Capability matching: Not every business need maps to academic expertise. Mismatched expectations lead to disappointing partnerships.
These are surmountable but require investment from both sides.
What Would Help
Conversations suggested several improvements:
Single point of contact: A dedicated liaison role matching business needs to university capabilities would reduce friction.
Faster engagement: Streamlined processes for simple partnerships (internships, project sponsorship) would increase participation.
Better communication: Regular communication of what’s available, aimed at businesses rather than academic audiences.
Success stories: More visible examples of effective partnerships would encourage others to try.
The university is aware of these gaps and working on improvements. Progress is incremental.
The Broader Opportunity
Regional universities like La Trobe Bendigo have significant potential as anchors for local tech ecosystems.
They concentrate talent, provide training pathways, conduct relevant research, and create community gathering points. These functions are harder to replicate through purely commercial means.

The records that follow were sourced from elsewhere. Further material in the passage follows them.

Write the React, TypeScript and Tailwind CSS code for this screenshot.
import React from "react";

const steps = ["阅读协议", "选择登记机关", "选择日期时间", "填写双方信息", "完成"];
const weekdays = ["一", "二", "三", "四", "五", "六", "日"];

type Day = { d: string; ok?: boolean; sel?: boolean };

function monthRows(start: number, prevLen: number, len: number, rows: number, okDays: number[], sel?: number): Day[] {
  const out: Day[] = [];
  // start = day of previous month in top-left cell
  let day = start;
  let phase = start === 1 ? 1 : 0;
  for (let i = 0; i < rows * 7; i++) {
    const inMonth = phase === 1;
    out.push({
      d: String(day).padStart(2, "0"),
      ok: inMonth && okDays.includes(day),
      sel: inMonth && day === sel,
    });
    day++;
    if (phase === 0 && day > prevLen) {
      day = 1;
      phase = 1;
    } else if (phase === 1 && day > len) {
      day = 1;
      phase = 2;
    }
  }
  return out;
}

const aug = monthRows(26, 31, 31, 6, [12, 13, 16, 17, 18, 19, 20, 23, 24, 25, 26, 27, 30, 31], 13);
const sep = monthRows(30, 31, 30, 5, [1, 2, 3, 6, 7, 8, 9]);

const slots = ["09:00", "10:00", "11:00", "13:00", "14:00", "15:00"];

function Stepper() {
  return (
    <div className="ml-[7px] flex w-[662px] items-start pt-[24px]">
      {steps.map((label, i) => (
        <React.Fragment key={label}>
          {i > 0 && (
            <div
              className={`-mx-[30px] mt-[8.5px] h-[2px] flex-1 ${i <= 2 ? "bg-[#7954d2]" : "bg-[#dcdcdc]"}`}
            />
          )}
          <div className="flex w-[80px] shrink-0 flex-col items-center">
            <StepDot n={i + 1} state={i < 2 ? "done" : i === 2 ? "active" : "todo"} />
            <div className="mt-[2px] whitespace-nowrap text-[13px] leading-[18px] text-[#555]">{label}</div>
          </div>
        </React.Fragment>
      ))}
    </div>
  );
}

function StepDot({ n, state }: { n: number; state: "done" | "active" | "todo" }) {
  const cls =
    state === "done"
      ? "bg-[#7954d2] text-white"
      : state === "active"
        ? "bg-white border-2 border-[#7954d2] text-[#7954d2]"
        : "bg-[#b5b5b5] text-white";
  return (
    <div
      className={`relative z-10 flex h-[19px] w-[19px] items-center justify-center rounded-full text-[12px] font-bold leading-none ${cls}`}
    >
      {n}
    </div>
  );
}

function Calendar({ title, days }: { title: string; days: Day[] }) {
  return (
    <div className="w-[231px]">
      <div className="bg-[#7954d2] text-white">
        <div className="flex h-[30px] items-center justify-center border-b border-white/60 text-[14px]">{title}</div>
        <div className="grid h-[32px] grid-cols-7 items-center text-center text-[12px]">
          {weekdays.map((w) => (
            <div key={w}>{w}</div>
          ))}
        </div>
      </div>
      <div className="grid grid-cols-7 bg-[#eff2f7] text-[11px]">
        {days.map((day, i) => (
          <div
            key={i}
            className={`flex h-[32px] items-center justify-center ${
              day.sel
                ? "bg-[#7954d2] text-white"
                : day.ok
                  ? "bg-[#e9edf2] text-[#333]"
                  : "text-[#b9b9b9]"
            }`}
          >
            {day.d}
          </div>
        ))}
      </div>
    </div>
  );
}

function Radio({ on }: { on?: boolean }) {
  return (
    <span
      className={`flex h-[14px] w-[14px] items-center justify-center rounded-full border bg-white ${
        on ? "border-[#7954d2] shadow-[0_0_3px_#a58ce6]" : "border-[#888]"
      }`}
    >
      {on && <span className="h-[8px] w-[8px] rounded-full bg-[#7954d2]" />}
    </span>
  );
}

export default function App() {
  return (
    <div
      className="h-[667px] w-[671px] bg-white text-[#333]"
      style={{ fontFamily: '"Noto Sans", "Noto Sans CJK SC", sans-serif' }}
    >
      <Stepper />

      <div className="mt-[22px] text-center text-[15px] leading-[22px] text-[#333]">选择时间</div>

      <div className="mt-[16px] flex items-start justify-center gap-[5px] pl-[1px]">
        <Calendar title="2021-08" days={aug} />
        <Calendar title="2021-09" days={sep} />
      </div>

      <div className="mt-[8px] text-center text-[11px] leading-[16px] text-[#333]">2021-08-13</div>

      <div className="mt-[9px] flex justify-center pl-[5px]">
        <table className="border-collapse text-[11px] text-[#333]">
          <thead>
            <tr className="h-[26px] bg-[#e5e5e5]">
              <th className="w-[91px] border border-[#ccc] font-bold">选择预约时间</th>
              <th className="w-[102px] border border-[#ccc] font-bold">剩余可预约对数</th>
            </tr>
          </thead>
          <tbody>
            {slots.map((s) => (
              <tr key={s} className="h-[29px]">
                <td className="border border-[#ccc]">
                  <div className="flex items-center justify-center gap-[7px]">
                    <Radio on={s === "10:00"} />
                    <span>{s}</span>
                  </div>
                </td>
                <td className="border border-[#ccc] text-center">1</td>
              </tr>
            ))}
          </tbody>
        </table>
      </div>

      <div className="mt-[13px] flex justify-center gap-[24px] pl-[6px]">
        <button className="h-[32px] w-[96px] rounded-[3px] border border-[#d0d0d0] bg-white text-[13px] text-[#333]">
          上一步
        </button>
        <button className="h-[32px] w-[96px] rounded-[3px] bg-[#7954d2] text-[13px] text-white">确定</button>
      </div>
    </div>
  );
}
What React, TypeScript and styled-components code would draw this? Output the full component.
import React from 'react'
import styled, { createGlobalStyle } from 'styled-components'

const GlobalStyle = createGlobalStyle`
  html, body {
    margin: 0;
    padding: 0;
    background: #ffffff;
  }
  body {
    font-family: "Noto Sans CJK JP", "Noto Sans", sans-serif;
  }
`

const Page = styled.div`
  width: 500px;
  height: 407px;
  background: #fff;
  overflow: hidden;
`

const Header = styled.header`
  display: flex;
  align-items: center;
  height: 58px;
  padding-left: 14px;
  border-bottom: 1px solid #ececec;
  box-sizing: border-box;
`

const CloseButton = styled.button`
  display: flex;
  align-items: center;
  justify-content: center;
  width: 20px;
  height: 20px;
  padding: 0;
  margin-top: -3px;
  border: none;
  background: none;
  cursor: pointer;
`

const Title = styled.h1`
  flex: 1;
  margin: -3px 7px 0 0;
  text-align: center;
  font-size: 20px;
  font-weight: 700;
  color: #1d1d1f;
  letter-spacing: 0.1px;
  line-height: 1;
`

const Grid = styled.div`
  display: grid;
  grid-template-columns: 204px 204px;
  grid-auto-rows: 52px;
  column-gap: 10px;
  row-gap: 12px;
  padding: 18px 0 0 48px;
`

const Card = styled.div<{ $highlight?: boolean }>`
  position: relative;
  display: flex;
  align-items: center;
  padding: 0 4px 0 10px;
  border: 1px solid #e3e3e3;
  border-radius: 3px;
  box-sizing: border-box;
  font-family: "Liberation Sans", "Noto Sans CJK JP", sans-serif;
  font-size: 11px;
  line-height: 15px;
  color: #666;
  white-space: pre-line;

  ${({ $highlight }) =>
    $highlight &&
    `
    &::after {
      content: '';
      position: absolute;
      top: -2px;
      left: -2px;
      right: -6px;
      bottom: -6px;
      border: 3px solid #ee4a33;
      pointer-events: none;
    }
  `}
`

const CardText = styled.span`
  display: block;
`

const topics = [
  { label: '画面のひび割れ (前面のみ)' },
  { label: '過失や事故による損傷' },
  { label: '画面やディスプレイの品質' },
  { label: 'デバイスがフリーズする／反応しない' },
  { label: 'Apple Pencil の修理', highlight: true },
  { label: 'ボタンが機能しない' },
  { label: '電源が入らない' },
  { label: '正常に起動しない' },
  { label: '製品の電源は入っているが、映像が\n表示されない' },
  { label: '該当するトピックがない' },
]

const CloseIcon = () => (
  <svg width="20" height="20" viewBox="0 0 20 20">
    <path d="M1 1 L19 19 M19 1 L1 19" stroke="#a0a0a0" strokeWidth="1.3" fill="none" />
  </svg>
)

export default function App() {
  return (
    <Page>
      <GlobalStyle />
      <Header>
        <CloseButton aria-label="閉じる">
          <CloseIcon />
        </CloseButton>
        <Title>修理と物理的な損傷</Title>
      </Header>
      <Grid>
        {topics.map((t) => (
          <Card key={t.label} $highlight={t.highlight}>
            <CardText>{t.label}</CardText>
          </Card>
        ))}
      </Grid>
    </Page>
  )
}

But realising this potential requires intentional effort—from the university to engage with business needs, from businesses to invest in relationships, from government to support infrastructure and coordination.
Practical Steps for Businesses
If you’re a Bendigo tech business interested in university partnership:
Start with internships. The process is established and relatively simple. Taking an intern is the easiest first step.
Attend campus events. The university runs events where business presence is welcome. Show up and meet people.
Talk to the Business School. Even for technical needs, the Business School often coordinates industry engagement across faculties.
Be specific about needs. Vague interest doesn’t convert to partnerships. Concrete problems create actionable collaboration.
Invest in relationships. One-off engagements rarely succeed. Sustained relationships compound over time.
The opportunity is real. La Trobe Bendigo isn’t Melbourne, but that’s partly the point—a smaller university in a smaller market can offer more responsive, personal partnerships than massive metropolitan institutions.
For businesses willing to invest the time, the returns can be significant.
Business Victoria provides resources connecting businesses with education providers, and Regional Development Victoria supports programs building regional workforce capability.